> What you are asked to do
Reproduce the listing below in full and without alteration, apart from its pictures.

-------

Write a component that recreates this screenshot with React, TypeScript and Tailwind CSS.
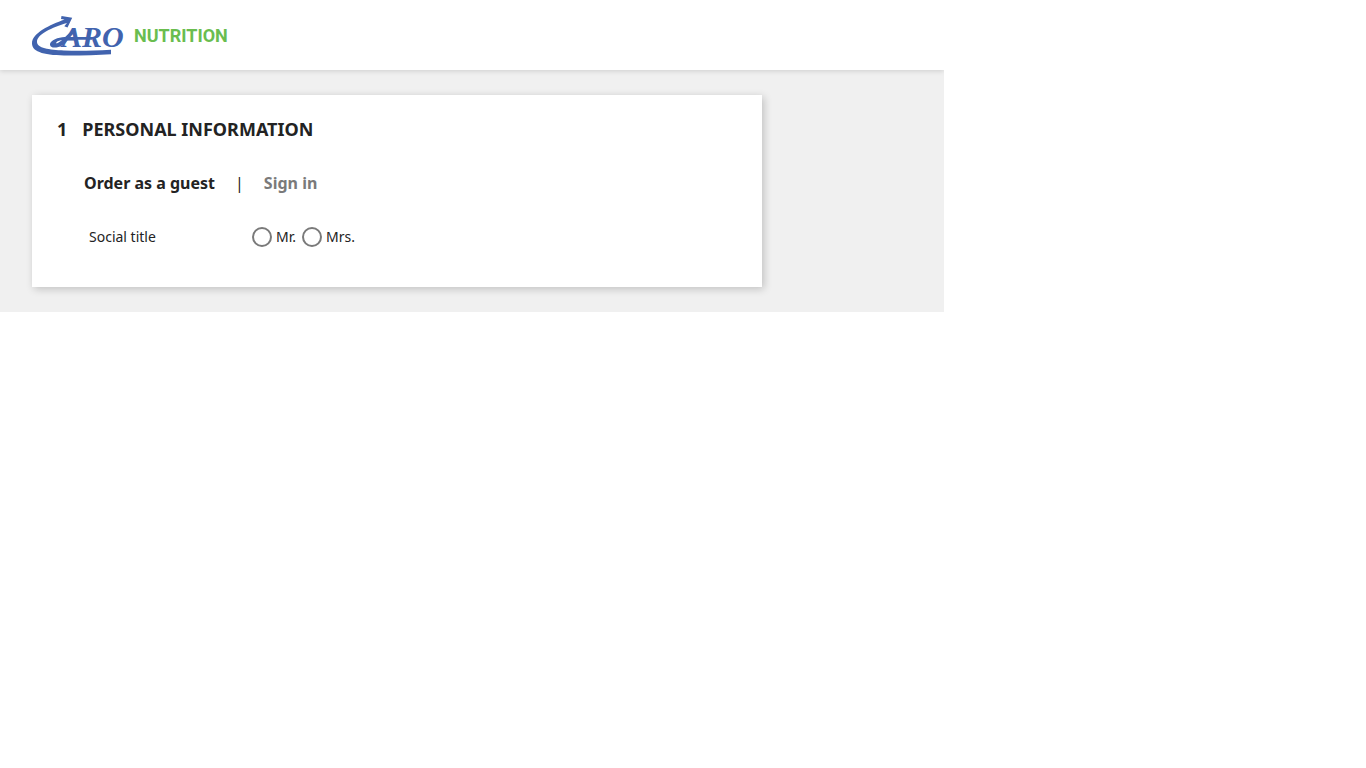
import React, { useState } from "react";

const TITLES = ["Mr.", "Mrs."];

const Logo: React.FC = () => (
  <svg
    viewBox="0 0 200 42"
    className="h-[42px] w-[200px]"
    role="img"
    aria-label="Caro Nutrition"
  >
    {/* long arrow that forms the C */}
    <path
      d="M40.200 3.800 L29.500 2 L29 5 L32.500 5.600 C18 11 0 19 0 29.500 C0 38.500 14 41.500 36 41.500 C52 41.500 66 41 79 40.200 V35.800 C60 36.800 46 37.200 32 36.500 C17 35.800 5 34 5 28 C5 20 20 13.500 35 9 L32.300 12.300 L35.500 13.500 Z"
      fill="#4163ae"
    />
    {/* tail and crossbar of the A */}
    <path
      d="M34 23 C27 22.500 18.500 26.500 18 30 C17.500 34.500 25 34.500 30 31.500 C34 29 38 23 43 18 L40.500 16 C35 21 29 28 24.500 29.500 C23 28 28 25.800 34 25.800 H60 V23 Z"
      fill="#4163ae"
    />
    <text
      x="30"
      y="33"
      fill="#4163ae"
      className="font-['Liberation_Serif',serif] text-[30px] font-bold italic"
    >
      ARO
    </text>
    <text
      x="102"
      y="28"
      fill="#6abd4f"
      className="font-['Roboto',sans-serif] text-[18px] font-bold"
    >
      NUTRITION
    </text>
  </svg>
);

const SocialTitle: React.FC = () => {
  const [title, setTitle] = useState("");

  return (
    <fieldset className="flex items-center pl-8 text-sm">
      <legend className="float-left w-[163px]">Social title</legend>
      <div className="flex gap-1.5">
        {TITLES.map((name) => (
          <label key={name} className="flex items-center gap-1">
            <input
              type="radio"
              name="social-title"
              value={name}
              checked={title === name}
              onChange={() => setTitle(name)}
              className="size-5 appearance-none rounded-full border-2 border-[#7a7a7a] bg-white checked:border-[6px]"
            />
            {name}
          </label>
        ))}
      </div>
    </fieldset>
  );
};

const App: React.FC = () => {
  return (
    <div className="w-full max-w-[944px] overflow-hidden font-['Noto_Sans',sans-serif] text-[#232323]">
      <header className="relative flex h-[70px] items-center bg-white px-8 shadow-[0_1px_5px_0_rgba(0,0,0,0.15)]">
        <a href="#">
          <Logo />
        </a>
      </header>
      <main className="bg-[#f0f0f0] px-8 py-[25px]">
        <section className="w-full max-w-[730px] bg-white px-[25px] pt-5 pb-10 shadow-[2px_2px_8px_0_rgba(0,0,0,0.2)]">
          <h1 className="flex gap-[15px] text-lg font-bold uppercase">
            <span>1</span>
            Personal Information
          </h1>
          <nav className="mt-7 flex gap-5 pl-[27px] text-base font-bold">
            <a href="#guest">Order as a guest</a>
            <span className="font-normal" aria-hidden="true">
              |
            </span>
            <a href="#login" className="text-[#7a7a7a]">
              Sign in
            </a>
          </nav>
          <div className="mt-8">
            <SocialTitle />
          </div>
        </section>
      </main>
    </div>
  );
};

export default App;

-------

> Completed task
Write a component that recreates this screenshot with React, TypeScript and Tailwind CSS.
import React, { useState } from "react";

const TITLES = ["Mr.", "Mrs."];

const Logo: React.FC = () => (
  <svg
    viewBox="0 0 200 42"
    className="h-[42px] w-[200px]"
    role="img"
    aria-label="Caro Nutrition"
  >
    {/* long arrow that forms the C */}
    <path
      d="M40.200 3.800 L29.500 2 L29 5 L32.500 5.600 C18 11 0 19 0 29.500 C0 38.500 14 41.500 36 41.500 C52 41.500 66 41 79 40.200 V35.800 C60 36.800 46 37.200 32 36.500 C17 35.800 5 34 5 28 C5 20 20 13.500 35 9 L32.300 12.300 L35.500 13.500 Z"
      fill="#4163ae"
    />
    {/* tail and crossbar of the A */}
    <path
      d="M34 23 C27 22.500 18.500 26.500 18 30 C17.500 34.500 25 34.500 30 31.500 C34 29 38 23 43 18 L40.500 16 C35 21 29 28 24.500 29.500 C23 28 28 25.800 34 25.800 H60 V23 Z"
      fill="#4163ae"
    />
    <text
      x="30"
      y="33"
      fill="#4163ae"
      className="font-['Liberation_Serif',serif] text-[30px] font-bold italic"
    >
      ARO
    </text>
    <text
      x="102"
      y="28"
      fill="#6abd4f"
      className="font-['Roboto',sans-serif] text-[18px] font-bold"
    >
      NUTRITION
    </text>
  </svg>
);

const SocialTitle: React.FC = () => {
  const [title, setTitle] = useState("");

  return (
    <fieldset className="flex items-center pl-8 text-sm">
      <legend className="float-left w-[163px]">Social title</legend>
      <div className="flex gap-1.5">
        {TITLES.map((name) => (
          <label key={name} className="flex items-center gap-1">
            <input
              type="radio"
              name="social-title"
              value={name}
              checked={title === name}
              onChange={() => setTitle(name)}
              className="size-5 appearance-none rounded-full border-2 border-[#7a7a7a] bg-white checked:border-[6px]"
            />
            {name}
          </label>
        ))}
      </div>
    </fieldset>
  );
};

const App: React.FC = () => {
  return (
    <div className="w-full max-w-[944px] overflow-hidden font-['Noto_Sans',sans-serif] text-[#232323]">
      <header className="relative flex h-[70px] items-center bg-white px-8 shadow-[0_1px_5px_0_rgba(0,0,0,0.15)]">
        <a href="#">
          <Logo />
        </a>
      </header>
      <main className="bg-[#f0f0f0] px-8 py-[25px]">
        <section className="w-full max-w-[730px] bg-white px-[25px] pt-5 pb-10 shadow-[2px_2px_8px_0_rgba(0,0,0,0.2)]">
          <h1 className="flex gap-[15px] text-lg font-bold uppercase">
            <span>1</span>
            Personal Information
          </h1>
          <nav className="mt-7 flex gap-5 pl-[27px] text-base font-bold">
            <a href="#guest">Order as a guest</a>
            <span className="font-normal" aria-hidden="true">
              |
            </span>
            <a href="#login" className="text-[#7a7a7a]">
              Sign in
            </a>
          </nav>
          <div className="mt-8">
            <SocialTitle />
          </div>
        </section>
      </main>
    </div>
  );
};

export default App;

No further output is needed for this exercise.